Field Bits Description
Sign Bit 1 bit Always 0 to ensure the ID is positive.
Timestamp 41 bits Milliseconds since a custom epoch (e.g., the project launch date).
Datacenter ID 5 bits Supports up to 32 datacenters.
Worker/Machine ID 5 bits Supports up to 32 workers per datacenter (1024 total nodes).
Sequence Number 12 bits Rolls over every millisecond; supports 4,096 IDs/ms/node.

1. The 41-Bit Timestamp

The core of Snowflake’s sortability is the timestamp. Using 41 bits for milliseconds allows the system to run for approximately 69.7 years before the field overflows. Most implementations use a Custom Epoch (e.g., 1577836800000 for Jan 1, 2020) rather than the Unix Epoch to maximize this lifespan. Because the timestamp is the most significant part of the ID (after the sign bit), IDs generated later will naturally have a higher numerical value than those generated earlier.

2. Node Identifiers (Datacenter & Worker)

The next 10 bits are typically split between a Datacenter ID and a Worker ID. This provides a unique namespace for each generator process.
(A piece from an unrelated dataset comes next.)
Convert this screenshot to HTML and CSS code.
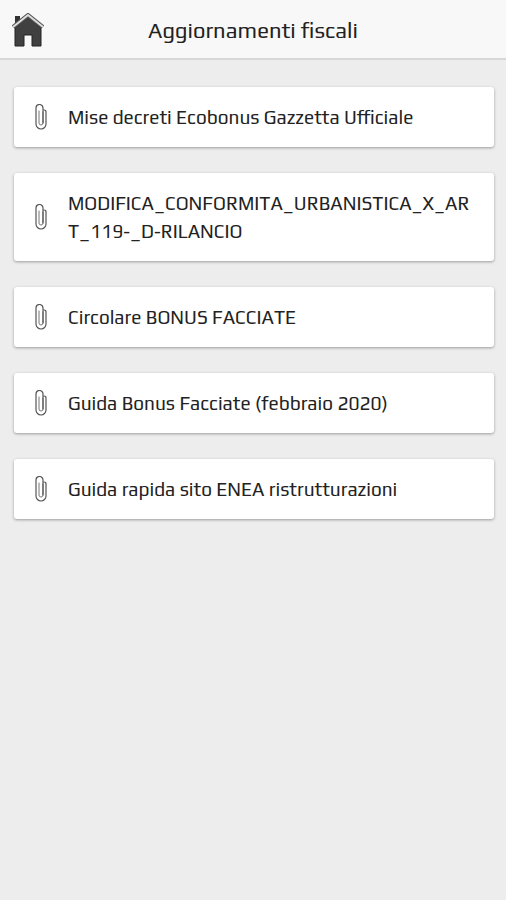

In modern containerized environments, these IDs are often assigned dynamically via a coordination service like Zookeeper, etcd, or Consul. When a worker node starts, it registers itself and is leased an available ID, ensuring no two nodes share the same coordinate within the same millisecond.

3. The 12-Bit Sequence

The final 12 bits constitute a local counter. If a single node receives multiple ID requests within the same millisecond, it increments this counter. If the counter reaches its maximum value (4095), the generator must wait for the next millisecond to continue. This allows a single machine to generate over 4 million IDs per second—a threshold rarely exceeded by individual microservices.

Comparing ID Strategies

Architects must choose between Snowflake, UUIDs, and Database Sequences. Each has significant implications for storage and performance.

  • Snowflake IDs: 64 bits. Sortable. Highly performant for indexing (B-trees). Requires worker ID management.
  • UUID v4: 128 bits. Completely random. Massive storage overhead. Causes "index fragmentation" because IDs are inserted at random locations in the database leaf nodes.
  • Auto-Increment: 32/64 bits. Simplest. Zero sortability across tables/databases. Creates a single point of failure and a massive bottleneck in write-heavy distributed systems.
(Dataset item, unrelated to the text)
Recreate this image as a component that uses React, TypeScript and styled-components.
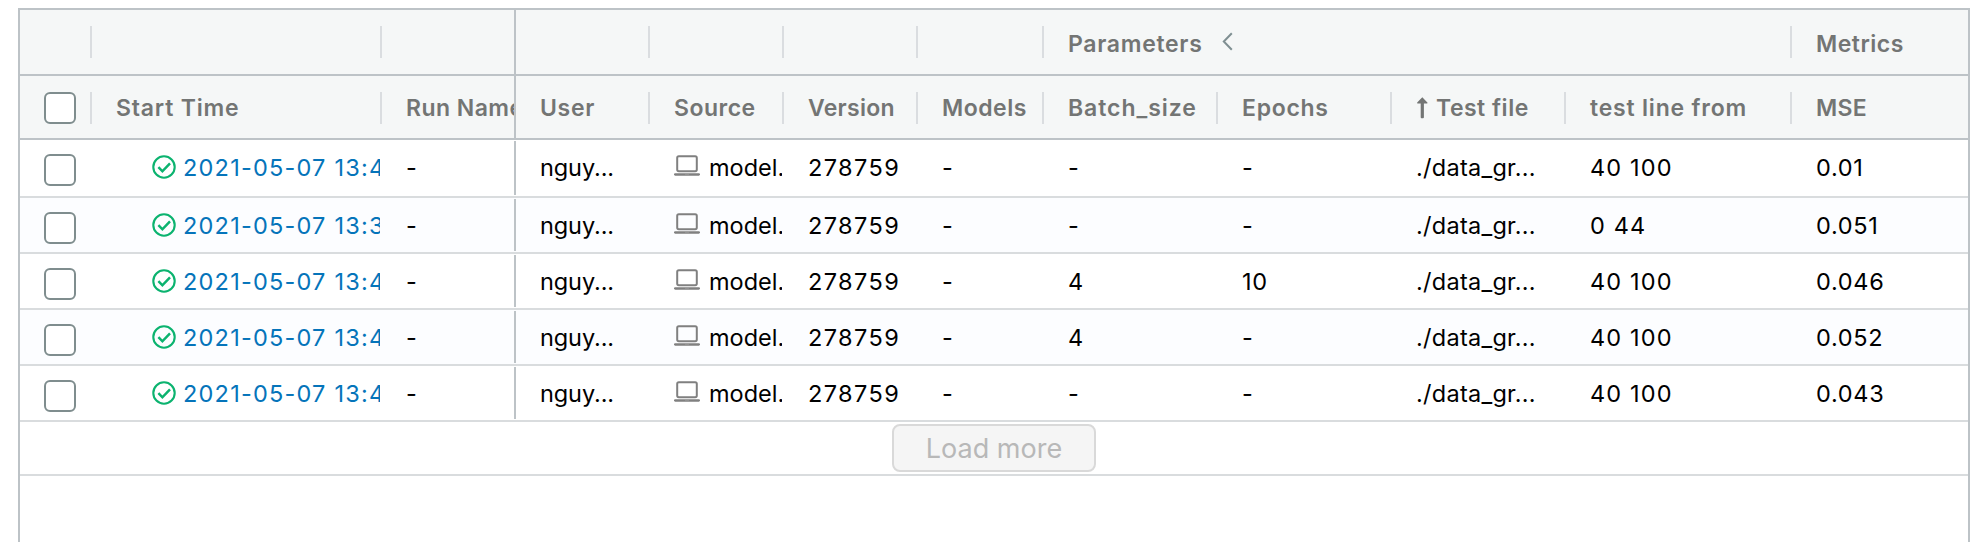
import React from 'react';
import styled, { createGlobalStyle, css } from 'styled-components';

const GlobalStyle = createGlobalStyle`
  *, *::before, *::after { box-sizing: border-box; }
  body {
    margin: 0;
    background: #fff;
    overflow: hidden;
    font-family: Inter, 'Liberation Sans', sans-serif;
  }
`;

const line = '#bdc3c7';
const softLine = '#d9dcde';
const columns = '72px 290px 134px 134px 134px 134px 126px 174px 174px 174px 226px 1fr';

const Page = styled.main`
  padding: 8px 14px 0 18px;
  height: 542px;
`;

const Grid = styled.section`
  height: 534px;
  border: 2px solid ${line};
  border-bottom: 0;
  background: #fff;
`;

const rowBase = css`
  display: grid;
  grid-template-columns: ${columns};
`;

const HeaderRow = styled.div<{ $height: number }>`
  ${rowBase}
  height: ${(p) => p.$height}px;
  border-bottom: 2px solid ${line};
  background: #f5f7f7;
  color: #737574;
  font-size: 23px;
  font-weight: 600;
`;

const HeaderCell = styled.div<{ $span?: number; $pinnedEdge?: boolean; $top?: number; $last?: boolean }>`
  grid-column: span ${(p) => p.$span ?? 1};
  display: flex;
  align-items: center;
  min-width: 0;
  overflow: hidden;
  padding-left: 24px;
  ${(p) =>
    p.$pinnedEdge &&
    css`
      border-right: 2px solid ${line};
    `}
  ${(p) =>
    !p.$pinnedEdge &&
    !p.$last &&
    css`
      &::after {
        content: '';
        flex: none;
        width: 2px;
        height: 32px;
        margin: ${p.$top ?? 0}px 0 0 auto;
        background: #dadde0;
      }
    `}
`;

const Label = styled.span<{ $tracking?: number; $drop?: number }>`
  display: flex;
  align-items: center;
  white-space: nowrap;
  line-height: 30px;
  letter-spacing: ${(p) => p.$tracking ?? 0.7}px;
  padding-top: ${(p) => p.$drop ?? 2}px;
  margin-right: -12px;
`;

const Row = styled.div<{ $first?: boolean; $striped?: boolean }>`
  ${rowBase}
  height: ${(p) => (p.$first ? 58 : 56)}px;
  border-bottom: 2px solid ${softLine};
  background: ${(p) => (p.$striped ? '#fcfdff' : '#fff')};
  color: #000;
  font-size: 23.5px;
`;

const Cell = styled.div<{ $tracking?: number; $pinnedEdge?: boolean; $inset?: number; $trim?: number }>`
  display: flex;
  min-width: 0;
  overflow: hidden;
  white-space: nowrap;
  line-height: 55px;
  padding-left: ${(p) => p.$inset ?? 24}px;
  margin-right: ${(p) => p.$trim ?? 0}px;
  letter-spacing: ${(p) => p.$tracking ?? 0}px;
  ${(p) =>
    p.$pinnedEdge &&
    css`
      margin: 1px 0;
      line-height: 53px;
      border-right: 2px solid ${line};
    `}
`;

const CheckCell = styled.div<{ $top: number }>`
  display: flex;
  justify-content: space-between;
  padding: ${(p) => p.$top}px 0 0 24px;
`;

const Checkbox = styled.span`
  width: 32px;
  height: 32px;
  border: 2px solid #7f8d8e;
  border-radius: 6px;
  background: #fff;
`;

const Separator = styled.span`
  width: 2px;
  height: 32px;
  background: #dadde0;
`;

const RunLink = styled.a`
  color: #0574ba;
  padding-left: 7px;
`;

const StatusIcon = styled.svg`
  flex: none;
  width: 24px;
  height: 24px;
  margin-top: 15px;
`;

const LaptopIcon = styled.svg`
  flex: none;
  width: 26px;
  height: 22px;
  margin: 15px 9px 0 0;
`;

const Chevron = styled.svg`
  width: 11px;
  height: 19px;
  margin: -4px 0 0 19px;
`;

const SortArrow = styled.svg`
  width: 12px;
  height: 22px;
  margin-right: 8px;
`;

const Footer = styled.div`
  display: flex;
  justify-content: center;
  height: 54px;
  padding-top: 2px;
  border-bottom: 2px solid ${softLine};
`;

const LoadMore = styled.button`
  width: 204px;
  height: 48px;
  padding: 1px 0 0;
  border: 2px solid #d9d9d9;
  border-radius: 8px;
  background: #f5f5f5;
  color: #b8b8b8;
  font: 400 27px/43px Inter, 'Liberation Sans', sans-serif;
`;

interface Run {
  start: string;
  batch: string;
  epochs: string;
  lines: string;
  mse: string;
}

const runs: Run[] = [
  { start: '2021-05-07 13:4', batch: '-', epochs: '-', lines: '40 100', mse: '0.01' },
  { start: '2021-05-07 13:3', batch: '-', epochs: '-', lines: '0 44', mse: '0.051' },
  { start: '2021-05-07 13:4', batch: '4', epochs: '10', lines: '40 100', mse: '0.046' },
  { start: '2021-05-07 13:4', batch: '4', epochs: '-', lines: '40 100', mse: '0.052' },
  { start: '2021-05-07 13:4', batch: '-', epochs: '-', lines: '40 100', mse: '0.043' },
];

const GroupHeader = () => (
  <HeaderRow $height={66}>
    <HeaderCell />
    <HeaderCell />
    <HeaderCell $pinnedEdge />
    <HeaderCell />
    <HeaderCell />
    <HeaderCell />
    <HeaderCell />
    <HeaderCell $span={4}>
      <Label $drop={3}>
        Parameters
        <Chevron viewBox="0 0 11 19" fill="none" stroke="#7f8f92" strokeWidth="2">
          <path d="M9.8 1.2 1.8 9.5l8 8.3" />
        </Chevron>
      </Label>
    </HeaderCell>
    <HeaderCell $last>
      <Label $tracking={0.5} $drop={3}>Metrics</Label>
    </HeaderCell>
  </HeaderRow>
);

const ColumnHeader = () => (
  <HeaderRow $height={64}>
    <CheckCell $top={16}>
      <Checkbox />
      <Separator />
    </CheckCell>
    <HeaderCell $top={2}><Label $tracking={0.8}>Start Time</Label></HeaderCell>
    <HeaderCell $pinnedEdge><Label $tracking={0.45}>Run Name</Label></HeaderCell>
    <HeaderCell $top={2}><Label $tracking={0.7}>User</Label></HeaderCell>
    <HeaderCell $top={2}><Label $tracking={0.5}>Source</Label></HeaderCell>
    <HeaderCell $top={2}><Label $tracking={0.3}>Version</Label></HeaderCell>
    <HeaderCell $top={2}><Label $tracking={0.5}>Models</Label></HeaderCell>
    <HeaderCell $top={2}><Label $tracking={0.95}>Batch_size</Label></HeaderCell>
    <HeaderCell $top={2}><Label>Epochs</Label></HeaderCell>
    <HeaderCell $top={2}>
      <Label $tracking={0.5}>
        <SortArrow viewBox="0 0 12 22" fill="#737574">
          <path d="M6.3.3 11.4 5.5q.6 1-.6 1H7.9v13.8q0 .9-.9.9H5.6q-.9 0-.9-.9V6.5H1.8Q.6 6.5 1.2 5.5z" />
        </SortArrow>
        Test file
      </Label>
    </HeaderCell>
    <HeaderCell $top={2}><Label $tracking={0.8}>test line from</Label></HeaderCell>
    <HeaderCell $last><Label $tracking={0.3}>MSE</Label></HeaderCell>
  </HeaderRow>
);

const RunRow = ({ run, index }: { run: Run; index: number }) => (
  <Row $first={index === 0} $striped={index % 2 === 1}>
    <CheckCell $top={14}>
      <Checkbox />
    </CheckCell>
    <Cell $inset={60} $trim={2} $tracking={1.22}>
      <StatusIcon viewBox="0 0 24 24" fill="none" stroke="#0bb36f" strokeWidth="2.1">
        <circle cx="12" cy="12" r="10.7" />
        <path d="m6.4 12.2 4 4.1L18 8.3" strokeWidth="2.5" />
      </StatusIcon>
      <RunLink>{run.start}</RunLink>
    </Cell>
    <Cell $pinnedEdge>-</Cell>
    <Cell $tracking={-0.1}>nguy...</Cell>
    <Cell $trim={2}>
      <LaptopIcon viewBox="0 0 26 22" fill="none" stroke="#808080" strokeWidth="2">
        <rect x="3.2" y="1.2" width="19.6" height="15" rx="1.6" />
        <path d="M1.2 19.4h23.6" strokeWidth="2.5" strokeLinecap="round" />
        <path d="M11 19h4" stroke="#a0a0a0" strokeWidth="1" />
      </LaptopIcon>
      model.
    </Cell>
    <Cell $tracking={1.4}>278759</Cell>
    <Cell>-</Cell>
    <Cell>{run.batch}</Cell>
    <Cell $tracking={0.8}>{run.epochs}</Cell>
    <Cell $tracking={0.27}>./data_gr...</Cell>
    <Cell $tracking={1.15}>{run.lines}</Cell>
    <Cell $tracking={0.7}>{run.mse}</Cell>
  </Row>
);

export default function App() {
  return (
    <Page>
      <GlobalStyle />
      <Grid>
        <GroupHeader />
        <ColumnHeader />
        {runs.map((run, i) => (
          <RunRow key={i} run={run} index={i} />
        ))}
        <Footer>
          <LoadMore disabled>Load more</LoadMore>
        </Footer>
      </Grid>
    </Page>
  );
}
Critical Implementation Challenges

Clock Drift and NTP

Since Snowflake relies on system time, clock drift is the primary failure mode. If a system clock is adjusted backward (e.g., by an NTP sync), the generator might produce an ID that was already issued. Robust implementations (like the original Scala version) include a check: if the current timestamp is less than the last-seen timestamp, the system throws an error or waits for the clock to catch up.

JavaScript Precision Issues

A common pitfall occurs when passing Snowflake IDs to a web frontend. JavaScript’s Number type is a 64-bit float, which can only safely represent integers up to 253 - 1 (Number.MAX_SAFE_INTEGER). Since Snowflake IDs use up to 63 bits, they will be truncated in JS. Solution: Always transmit Snowflake IDs as Strings or use BigInt in modern environments.

The "Roughly Sortable" Reality

It is important to note that Snowflake IDs are roughly sortable, not perfectly sortable. If Node A and Node B generate IDs at the same millisecond, their relative order is determined by their Worker IDs, not the exact nanosecond of arrival. For most use cases (like sorting social media posts or logs), millisecond-level precision is more than sufficient.